- [PROBLEM STATEMENT]: Write out the material exactly, with the pictures left out.

- [RECORDED INFORMATION]:

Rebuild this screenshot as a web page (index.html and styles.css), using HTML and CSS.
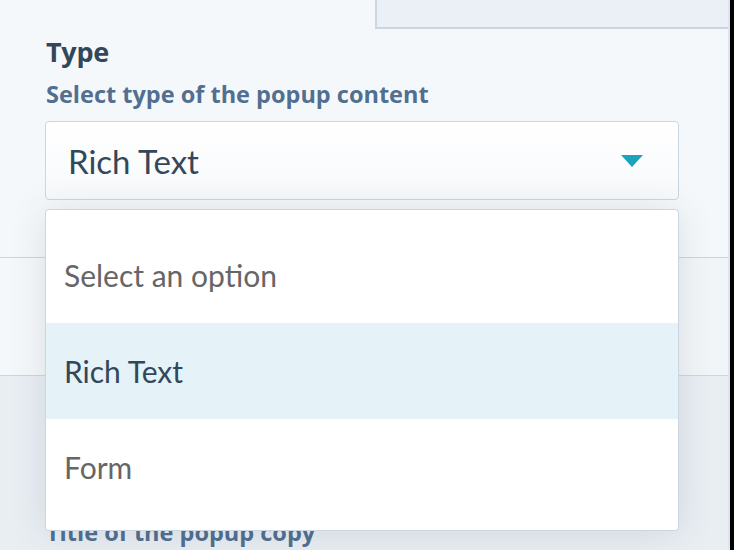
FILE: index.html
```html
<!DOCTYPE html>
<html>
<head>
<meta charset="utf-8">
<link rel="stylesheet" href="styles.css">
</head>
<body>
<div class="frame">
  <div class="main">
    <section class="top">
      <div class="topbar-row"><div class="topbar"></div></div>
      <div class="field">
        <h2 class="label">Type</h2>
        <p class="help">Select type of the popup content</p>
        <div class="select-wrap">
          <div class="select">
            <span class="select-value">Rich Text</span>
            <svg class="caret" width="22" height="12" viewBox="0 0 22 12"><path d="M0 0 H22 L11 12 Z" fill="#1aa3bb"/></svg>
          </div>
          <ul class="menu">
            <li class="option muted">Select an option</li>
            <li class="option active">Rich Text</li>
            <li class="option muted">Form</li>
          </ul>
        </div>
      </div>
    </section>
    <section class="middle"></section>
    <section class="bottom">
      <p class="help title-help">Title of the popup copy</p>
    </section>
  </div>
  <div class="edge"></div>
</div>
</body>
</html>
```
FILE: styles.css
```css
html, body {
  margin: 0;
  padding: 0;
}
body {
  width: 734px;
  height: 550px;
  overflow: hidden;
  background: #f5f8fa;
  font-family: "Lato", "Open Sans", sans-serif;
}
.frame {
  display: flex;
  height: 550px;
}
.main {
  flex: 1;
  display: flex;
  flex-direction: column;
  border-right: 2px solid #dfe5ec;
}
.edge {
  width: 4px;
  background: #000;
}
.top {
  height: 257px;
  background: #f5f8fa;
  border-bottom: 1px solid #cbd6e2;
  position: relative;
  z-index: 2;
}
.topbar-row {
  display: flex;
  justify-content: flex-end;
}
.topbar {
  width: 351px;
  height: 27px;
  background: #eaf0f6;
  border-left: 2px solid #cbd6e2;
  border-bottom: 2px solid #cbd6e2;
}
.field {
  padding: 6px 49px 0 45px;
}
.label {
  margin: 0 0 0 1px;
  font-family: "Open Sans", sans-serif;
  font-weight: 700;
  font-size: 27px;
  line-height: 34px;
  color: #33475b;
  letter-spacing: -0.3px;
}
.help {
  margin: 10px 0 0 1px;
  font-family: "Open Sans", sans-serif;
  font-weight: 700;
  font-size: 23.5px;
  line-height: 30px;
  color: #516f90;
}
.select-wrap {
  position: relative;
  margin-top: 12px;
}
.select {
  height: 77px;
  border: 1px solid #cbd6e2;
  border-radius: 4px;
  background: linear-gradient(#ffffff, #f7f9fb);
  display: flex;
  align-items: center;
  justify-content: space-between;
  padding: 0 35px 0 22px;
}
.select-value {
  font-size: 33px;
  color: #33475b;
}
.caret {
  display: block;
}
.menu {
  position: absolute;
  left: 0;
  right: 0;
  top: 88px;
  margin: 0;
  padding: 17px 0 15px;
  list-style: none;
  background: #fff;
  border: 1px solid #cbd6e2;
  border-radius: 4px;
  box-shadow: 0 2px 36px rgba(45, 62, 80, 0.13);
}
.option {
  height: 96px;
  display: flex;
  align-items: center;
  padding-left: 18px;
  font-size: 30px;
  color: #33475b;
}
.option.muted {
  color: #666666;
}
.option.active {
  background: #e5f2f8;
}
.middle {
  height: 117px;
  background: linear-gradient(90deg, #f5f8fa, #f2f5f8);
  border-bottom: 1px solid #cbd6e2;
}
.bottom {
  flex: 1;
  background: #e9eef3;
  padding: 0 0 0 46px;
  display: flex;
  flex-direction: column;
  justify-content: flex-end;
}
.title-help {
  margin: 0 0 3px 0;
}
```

- [RESPONSE TO THIS TASK]:
Rebuild this screenshot as a web page (index.html and styles.css), using HTML and CSS.
FILE: index.html
```html
<!DOCTYPE html>
<html>
<head>
<meta charset="utf-8">
<link rel="stylesheet" href="styles.css">
</head>
<body>
<div class="frame">
  <div class="main">
    <section class="top">
      <div class="topbar-row"><div class="topbar"></div></div>
      <div class="field">
        <h2 class="label">Type</h2>
        <p class="help">Select type of the popup content</p>
        <div class="select-wrap">
          <div class="select">
            <span class="select-value">Rich Text</span>
            <svg class="caret" width="22" height="12" viewBox="0 0 22 12"><path d="M0 0 H22 L11 12 Z" fill="#1aa3bb"/></svg>
          </div>
          <ul class="menu">
            <li class="option muted">Select an option</li>
            <li class="option active">Rich Text</li>
            <li class="option muted">Form</li>
          </ul>
        </div>
      </div>
    </section>
    <section class="middle"></section>
    <section class="bottom">
      <p class="help title-help">Title of the popup copy</p>
    </section>
  </div>
  <div class="edge"></div>
</div>
</body>
</html>
```
FILE: styles.css
```css
html, body {
  margin: 0;
  padding: 0;
}
body {
  width: 734px;
  height: 550px;
  overflow: hidden;
  background: #f5f8fa;
  font-family: "Lato", "Open Sans", sans-serif;
}
.frame {
  display: flex;
  height: 550px;
}
.main {
  flex: 1;
  display: flex;
  flex-direction: column;
  border-right: 2px solid #dfe5ec;
}
.edge {
  width: 4px;
  background: #000;
}
.top {
  height: 257px;
  background: #f5f8fa;
  border-bottom: 1px solid #cbd6e2;
  position: relative;
  z-index: 2;
}
.topbar-row {
  display: flex;
  justify-content: flex-end;
}
.topbar {
  width: 351px;
  height: 27px;
  background: #eaf0f6;
  border-left: 2px solid #cbd6e2;
  border-bottom: 2px solid #cbd6e2;
}
.field {
  padding: 6px 49px 0 45px;
}
.label {
  margin: 0 0 0 1px;
  font-family: "Open Sans", sans-serif;
  font-weight: 700;
  font-size: 27px;
  line-height: 34px;
  color: #33475b;
  letter-spacing: -0.3px;
}
.help {
  margin: 10px 0 0 1px;
  font-family: "Open Sans", sans-serif;
  font-weight: 700;
  font-size: 23.5px;
  line-height: 30px;
  color: #516f90;
}
.select-wrap {
  position: relative;
  margin-top: 12px;
}
.select {
  height: 77px;
  border: 1px solid #cbd6e2;
  border-radius: 4px;
  background: linear-gradient(#ffffff, #f7f9fb);
  display: flex;
  align-items: center;
  justify-content: space-between;
  padding: 0 35px 0 22px;
}
.select-value {
  font-size: 33px;
  color: #33475b;
}
.caret {
  display: block;
}
.menu {
  position: absolute;
  left: 0;
  right: 0;
  top: 88px;
  margin: 0;
  padding: 17px 0 15px;
  list-style: none;
  background: #fff;
  border: 1px solid #cbd6e2;
  border-radius: 4px;
  box-shadow: 0 2px 36px rgba(45, 62, 80, 0.13);
}
.option {
  height: 96px;
  display: flex;
  align-items: center;
  padding-left: 18px;
  font-size: 30px;
  color: #33475b;
}
.option.muted {
  color: #666666;
}
.option.active {
  background: #e5f2f8;
}
.middle {
  height: 117px;
  background: linear-gradient(90deg, #f5f8fa, #f2f5f8);
  border-bottom: 1px solid #cbd6e2;
}
.bottom {
  flex: 1;
  background: #e9eef3;
  padding: 0 0 0 46px;
  display: flex;
  flex-direction: column;
  justify-content: flex-end;
}
.title-help {
  margin: 0 0 3px 0;
}
```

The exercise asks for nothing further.